The changes affect items sold in vending machines, the ice cream cart and snack shops in all Cartersville schools. In an effort to meet the new standards but also offer appealing options, Jamba Juice smoothies and lowfat yogurt will be introduced at the middle school and fresh fruit and vegetable smoothies will be made at the high school.
Tracey Morris, director of nutrition for Cartersville City Schools said, “There will be no more candy sold at school and the principals are all on board. There are some new allowable additions kids will see, for instance at the high school Diet Cokes, chewing gum and popsicles will be sold. In the past at the middle school we had sports drinks without the sugar but now we cannot have those until the high school level.”
The new acceptable drinks are water, unflavored low-fat milk, unflavored or flavored fat-free milk and milk alternatives, 100 percent fruit or vegetable juice and 100 percent fruit or vegetable juice diluted with water and no added sweetners. The elementary school may sell up to 8-ounce portions, while the middle and high school can offer up to 12-ounce portions of milk and juice.
At the high school, students are given several more options of no calorie or lower calorie drinks. No more than 20 ounces of calorie-free flavored water and other flavored beverages that contain less than 5 calories per 8 ounces or 10 calories per 20 ounces. Twelve-ounce portions of drinks that contain 40 calories for 8 ounces or 60 calories for 12 ounces will be offered.
The act also mandates changes to the breakfast and lunch meals sold in the Cartersville system. Every bread item sold must be 100 percent whole grain, including pizza, cookies and tortillas.
“The whole grain requirements are the real challenge for us. The bread is not difficult but the pizza and cookies are because children are not accustomed to eating those made entirely of whole grain,” Morris said.

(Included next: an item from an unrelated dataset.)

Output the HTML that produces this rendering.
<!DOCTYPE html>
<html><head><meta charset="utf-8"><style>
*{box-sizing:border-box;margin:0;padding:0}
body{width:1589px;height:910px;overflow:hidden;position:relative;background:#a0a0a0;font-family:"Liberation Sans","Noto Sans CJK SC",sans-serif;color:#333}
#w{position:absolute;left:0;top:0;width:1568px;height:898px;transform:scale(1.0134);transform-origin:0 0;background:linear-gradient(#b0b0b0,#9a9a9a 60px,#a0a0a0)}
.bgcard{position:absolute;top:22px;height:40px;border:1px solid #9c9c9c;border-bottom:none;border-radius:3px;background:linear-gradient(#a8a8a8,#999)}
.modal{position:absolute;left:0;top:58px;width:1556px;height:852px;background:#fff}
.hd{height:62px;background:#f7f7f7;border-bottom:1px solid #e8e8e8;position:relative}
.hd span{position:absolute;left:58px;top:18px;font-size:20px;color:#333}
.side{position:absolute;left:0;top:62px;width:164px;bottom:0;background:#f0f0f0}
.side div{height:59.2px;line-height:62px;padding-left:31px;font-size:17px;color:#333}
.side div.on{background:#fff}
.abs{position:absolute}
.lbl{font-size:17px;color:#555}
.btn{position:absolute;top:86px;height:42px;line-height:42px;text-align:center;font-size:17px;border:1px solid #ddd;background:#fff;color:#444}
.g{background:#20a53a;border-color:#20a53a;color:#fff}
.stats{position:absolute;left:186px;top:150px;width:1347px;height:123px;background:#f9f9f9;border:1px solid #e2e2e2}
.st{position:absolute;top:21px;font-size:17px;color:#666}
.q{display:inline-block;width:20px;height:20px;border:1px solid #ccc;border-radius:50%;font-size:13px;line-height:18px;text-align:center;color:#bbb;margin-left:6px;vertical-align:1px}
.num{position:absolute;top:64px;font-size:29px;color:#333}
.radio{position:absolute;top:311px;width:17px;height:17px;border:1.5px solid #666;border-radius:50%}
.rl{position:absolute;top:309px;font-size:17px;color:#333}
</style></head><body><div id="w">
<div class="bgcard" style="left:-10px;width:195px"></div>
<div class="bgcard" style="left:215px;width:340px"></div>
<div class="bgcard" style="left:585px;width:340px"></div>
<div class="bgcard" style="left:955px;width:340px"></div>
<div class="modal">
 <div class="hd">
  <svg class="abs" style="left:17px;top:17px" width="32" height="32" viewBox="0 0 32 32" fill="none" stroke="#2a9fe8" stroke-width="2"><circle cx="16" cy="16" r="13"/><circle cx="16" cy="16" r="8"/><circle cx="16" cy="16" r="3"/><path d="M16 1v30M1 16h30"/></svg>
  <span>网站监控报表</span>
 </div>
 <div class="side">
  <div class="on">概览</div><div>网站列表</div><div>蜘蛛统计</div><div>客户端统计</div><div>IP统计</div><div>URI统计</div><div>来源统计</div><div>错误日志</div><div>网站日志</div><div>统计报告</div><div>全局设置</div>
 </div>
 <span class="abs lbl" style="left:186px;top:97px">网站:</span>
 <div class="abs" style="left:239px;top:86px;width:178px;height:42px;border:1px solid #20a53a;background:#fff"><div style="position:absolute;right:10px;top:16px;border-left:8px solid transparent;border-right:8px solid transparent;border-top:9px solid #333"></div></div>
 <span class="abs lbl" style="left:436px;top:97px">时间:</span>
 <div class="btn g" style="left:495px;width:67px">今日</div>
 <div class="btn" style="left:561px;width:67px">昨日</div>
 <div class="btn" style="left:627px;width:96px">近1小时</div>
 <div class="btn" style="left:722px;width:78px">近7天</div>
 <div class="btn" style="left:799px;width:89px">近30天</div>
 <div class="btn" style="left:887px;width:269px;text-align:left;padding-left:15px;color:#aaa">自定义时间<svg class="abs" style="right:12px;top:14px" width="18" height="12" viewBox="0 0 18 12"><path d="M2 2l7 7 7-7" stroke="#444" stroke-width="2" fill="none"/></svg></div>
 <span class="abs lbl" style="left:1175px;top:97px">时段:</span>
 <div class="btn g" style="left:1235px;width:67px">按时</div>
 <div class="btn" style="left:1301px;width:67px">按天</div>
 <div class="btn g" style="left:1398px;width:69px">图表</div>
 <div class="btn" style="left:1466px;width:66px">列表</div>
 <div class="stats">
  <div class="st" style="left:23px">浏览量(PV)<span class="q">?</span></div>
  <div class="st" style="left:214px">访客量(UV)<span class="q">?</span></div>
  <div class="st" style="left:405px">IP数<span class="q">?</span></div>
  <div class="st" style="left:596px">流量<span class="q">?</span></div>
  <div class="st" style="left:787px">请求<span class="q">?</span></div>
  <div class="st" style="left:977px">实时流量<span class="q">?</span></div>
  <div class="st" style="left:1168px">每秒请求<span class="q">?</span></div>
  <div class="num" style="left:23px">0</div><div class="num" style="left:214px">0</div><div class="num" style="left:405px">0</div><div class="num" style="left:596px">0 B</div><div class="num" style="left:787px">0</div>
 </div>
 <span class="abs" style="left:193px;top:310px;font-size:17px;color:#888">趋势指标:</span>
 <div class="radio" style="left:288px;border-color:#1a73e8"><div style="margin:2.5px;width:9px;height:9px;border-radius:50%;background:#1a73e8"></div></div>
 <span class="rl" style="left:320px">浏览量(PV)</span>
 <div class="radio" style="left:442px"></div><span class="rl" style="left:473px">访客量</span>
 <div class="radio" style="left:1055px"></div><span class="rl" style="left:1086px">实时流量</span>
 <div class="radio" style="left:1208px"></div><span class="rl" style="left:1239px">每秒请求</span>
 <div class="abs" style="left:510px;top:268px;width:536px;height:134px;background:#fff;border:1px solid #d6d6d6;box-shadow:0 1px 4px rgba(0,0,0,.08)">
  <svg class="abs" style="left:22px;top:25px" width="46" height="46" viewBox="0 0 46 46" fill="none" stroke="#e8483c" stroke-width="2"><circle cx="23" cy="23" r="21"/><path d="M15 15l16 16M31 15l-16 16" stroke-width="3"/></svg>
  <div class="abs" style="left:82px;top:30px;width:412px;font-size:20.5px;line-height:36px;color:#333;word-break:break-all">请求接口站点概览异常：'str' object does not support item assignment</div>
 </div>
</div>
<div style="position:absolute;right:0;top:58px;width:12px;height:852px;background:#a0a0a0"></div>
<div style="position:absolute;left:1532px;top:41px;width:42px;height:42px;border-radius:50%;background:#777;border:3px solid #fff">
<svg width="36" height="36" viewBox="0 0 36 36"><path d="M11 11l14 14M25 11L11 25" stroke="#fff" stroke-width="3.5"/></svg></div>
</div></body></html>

The cafeterias within the Cartersville system operate on the revenue earned from sales and federal funds. In other systems, the food service is funded in part by the board of education.
“We are self-sustaining and have been for at least 15 years. It concerns me that if the changes are not well received it will affect our ability to run independent of board funding,” Morris said. “We have already made big changes in our staffing. All new employees are employed through a staffing agency, which helps offset our personnel costs.
“That is why it is important for us to do everything we can to make the meals as good and appealing as possible while meeting the requirements. At the high school, the seniors can leave for lunch so we are competing with all the fast food restaurants around.”
One of the biggest forms of revenue came from the á la carte sales, which included items like chicken tenders and fries. Under the new guidelines, á la carte items are no longer allowed, leaving Morris to search for healthy, suitable ways to replace the sales the items generated.
Chris Waits, Cartersville Middle School cafeteria manager, said, “I have managed at the middle school for the past 13 years and these are the most significant changes I have seen yet. It makes it very tricky for us to meet all the standards but also serve the children things they will eat. Food waste is one of the biggest challenges we are trying to combat.”
The guidelines will have no impact on food brought from home, treats brought for school celebrations or snacks sold during after-school events.